Additionally, this past March, BLOX announced its plan to build up a “fleet of institutional-grade mobile isolation care units” as part of the national effort to provide beds for COVID-19 patients, though none has been delivered to date, says Giattina.

While Haskell had investigated other prefabrication/modular construction firms, BLOX caught the contractor’s attention because of its diversity of project types and an approach using steel modules instead of the more typical timber-based modules that other firms in the space typically used, Saenz says.

“None of them stood out like BLOX as far as the quality of the solution that they had developed,” Saenz explains.

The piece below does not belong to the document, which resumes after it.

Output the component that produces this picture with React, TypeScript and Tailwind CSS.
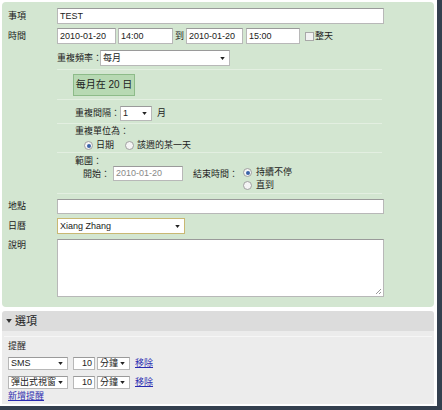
import React from 'react'

const cjk = { fontFamily: '"Liberation Sans", "Noto Sans CJK TC", sans-serif' }

function Box({ w, h = 16, children, className = '' }: { w: number; h?: number; children?: React.ReactNode; className?: string }) {
    return (
        <div
            className={`flex items-center bg-white border border-[#b8b8b8] border-t-[#9a9a9a] px-[2px] text-[9px] text-[#222] leading-none whitespace-nowrap overflow-hidden shrink-0 ${className}`}
            style={{ width: w, height: h }}
        >
            {children}
        </div>
    )
}

function Caret() {
    return (
        <svg width="5" height="3" viewBox="0 0 6 4" className="shrink-0">
            <path d="M0 0h6L3 4z" fill="#222" />
        </svg>
    )
}

function Select({ w, h = 16, label, className = '' }: { w: number; h?: number; label: string; className?: string }) {
    return (
        <Box w={w} h={h} className={`justify-between pr-[4px] ${className}`}>
            <span>{label}</span>
            <Caret />
        </Box>
    )
}

function Radio({ on }: { on?: boolean }) {
    return (
        <span className="w-[9px] h-[9px] rounded-full border border-[#a0a0a0] bg-[#f4f4f4] flex items-center justify-center shrink-0">
            {on && <span className="w-[4px] h-[4px] rounded-full bg-[#3a62a8]" />}
        </span>
    )
}

function Sep() {
    return <div className="h-px bg-[#e3efe1] w-[325px]" />
}

export default function App() {
    return (
        <div className="w-[442px] h-[410px] bg-[#34404f]" style={cjk}>
            <div className="w-[437px] h-[406px] bg-white pt-[2px] pl-[2px] text-[9px] leading-none text-[#222]">
                {/* main event panel */}
                <div className="w-[432px] h-[305px] rounded-[4px] bg-[#d3e6d1] pt-[6px] pl-[6px]">
                    <div className="flex items-center">
                        <span className="w-[49px]">事項</span>
                        <Box w={327}>TEST</Box>
                    </div>

                    <div className="flex items-center mt-[4px]">
                        <span className="w-[49px]">時間</span>
                        <Box w={59}>2010-01-20</Box>
                        <Box w={55} className="ml-[2px]">14:00</Box>
                        <span className="w-[13px] text-center">到</span>
                        <Box w={57}>2010-01-20</Box>
                        <Box w={54} className="ml-[3px]">15:00</Box>
                        <span className="ml-[5px] w-[9px] h-[9px] border border-[#a8a8a8] bg-[#f2f2f2]" />
                        <span className="ml-[1px]">整天</span>
                    </div>

                    {/* repeat options */}
                    <div className="ml-[49px]">
                        <div className="flex items-center mt-[6px]">
                            <span className="mr-[-2px] whitespace-nowrap">重複頻率：</span>
                            <Select w={130} label="每月" />
                        </div>
                        <div className="mt-[3px]"><Sep /></div>

                        <div className="ml-[16px] mt-[4px] w-[62px] h-[22px] bg-[#b7d9b3] border border-[#8dbb89] flex items-center justify-center text-[10px] whitespace-nowrap">
                            每月在 20 日
                        </div>
                        <div className="mt-[3px]"><Sep /></div>

                        <div className="ml-[18px] flex items-center mt-[6px]">
                            <span className="whitespace-nowrap">重複間隔：</span>
                            <Select w={32} h={15} label="1" />
                            <span className="ml-[5px]">月</span>
                        </div>
                        <div className="mt-[2px]"><Sep /></div>

                        <div className="ml-[18px] mt-[3px]">重複單位為：</div>
                        <div className="ml-[27px] mt-[5px] flex items-center gap-[3px]">
                            <Radio on />
                            <span>日期</span>
                            <span className="ml-[8px]"><Radio /></span>
                            <span>該週的某一天</span>
                        </div>
                        <div className="mt-[2px]"><Sep /></div>

                        <div className="ml-[18px] mt-[4px]">範圍：</div>
                        <div className="ml-[26px] flex items-start">
                            <span className="w-[30px] mt-[4px] whitespace-nowrap">開始：</span>
                            <Box w={70} h={15} className="bg-[#e9e9e9] text-[#888]">2010-01-20</Box>
                            <span className="ml-[10px] w-[50px] mt-[4px] whitespace-nowrap">結束時間：</span>
                            <div className="flex flex-col gap-[4px] mt-[2px]">
                                <div className="flex items-center gap-[4px]">
                                    <Radio on />
                                    <span>持續不停</span>
                                </div>
                                <div className="flex items-center gap-[4px]">
                                    <Radio />
                                    <span>直到</span>
                                </div>
                            </div>
                        </div>
                        <div className="mt-[3px]"><Sep /></div>
                    </div>

                    <div className="flex items-center mt-[5px]">
                        <span className="w-[49px]">地點</span>
                        <Box w={327} h={15} />
                    </div>

                    <div className="flex items-center mt-[4px]">
                        <span className="w-[49px]">日曆</span>
                        <Select w={128} label="Xiang Zhang" className="border-[#c9b873] border-t-[#c9b873]" />
                    </div>

                    <div className="flex items-start mt-[5px]">
                        <span className="w-[49px] mt-[2px]">說明</span>
                        <div className="relative w-[327px] h-[58px] bg-white border border-[#b8b8b8] border-t-[#9a9a9a]">
                            <svg width="7" height="7" viewBox="0 0 7 7" className="absolute right-[1px] bottom-[1px]">
                                <path d="M6 1L1 6M6 4L4 6" stroke="#999" strokeWidth="1" />
                            </svg>
                        </div>
                    </div>
                </div>

                {/* options section */}
                <div className="mt-[4px] w-[432px] h-[20px] rounded-t-[3px] bg-[#dcdcdc] flex items-center pl-[4px] text-[11px]">
                    <svg width="6" height="4" viewBox="0 0 7 5" className="mr-[3px]">
                        <path d="M0 0h7L3.5 5z" fill="#333" />
                    </svg>
                    <span>選項</span>
                </div>
                <div className="w-[432px] h-[73px] bg-[#ececec] pt-[5px]">
                    <div className="mx-[2px] h-px bg-[#f6f6f6]" />
                    <div className="pl-[6px]">
                        <div className="mt-[5px]">提醒</div>
                        <div className="flex items-center mt-[6px]">
                            <Select w={60} h={13} label="SMS" />
                            <Box w={22} h={13} className="ml-[5px] justify-end">10</Box>
                            <Select w={33} h={13} label="分鐘" className="ml-[2px]" />
                            <a className="ml-[5px] text-[#2b2bb0] underline">移除</a>
                        </div>
                        <div className="flex items-center mt-[6px]">
                            <Select w={60} h={13} label="彈出式視窗" />
                            <Box w={22} h={13} className="ml-[5px] justify-end">10</Box>
                            <Select w={33} h={13} label="分鐘" className="ml-[2px]" />
                            <a className="ml-[5px] text-[#2b2bb0] underline">移除</a>
                        </div>
                        <a className="block mt-[3px] text-[#2b2bb0] underline">新增提醒</a>
                    </div>
                </div>
            </div>
        </div>
    )
}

Also, the company’s experience with health-care projects—one of Haskell’s core markets—made for a good fit.

Also, the BLOX structure puts designers, manufacturing engineers and field assembly crew together to design projects and that appealed to Haskell. “We’ve always fully integrated those resources,” says Saenz. “So that helped bring the teams together quickly because we understood that approach.”

To Giattina, his company’s DMC approach should enable a less congested job site because it reduces or eliminates the need for craft labor, as modular units are designed to be easily assembled on site by workers with varying skill levels.

Right now, the future looks promising for BLOX and Haskell, says Saenz, with the firms teaming up for a “large global church” project to be delivered overseas.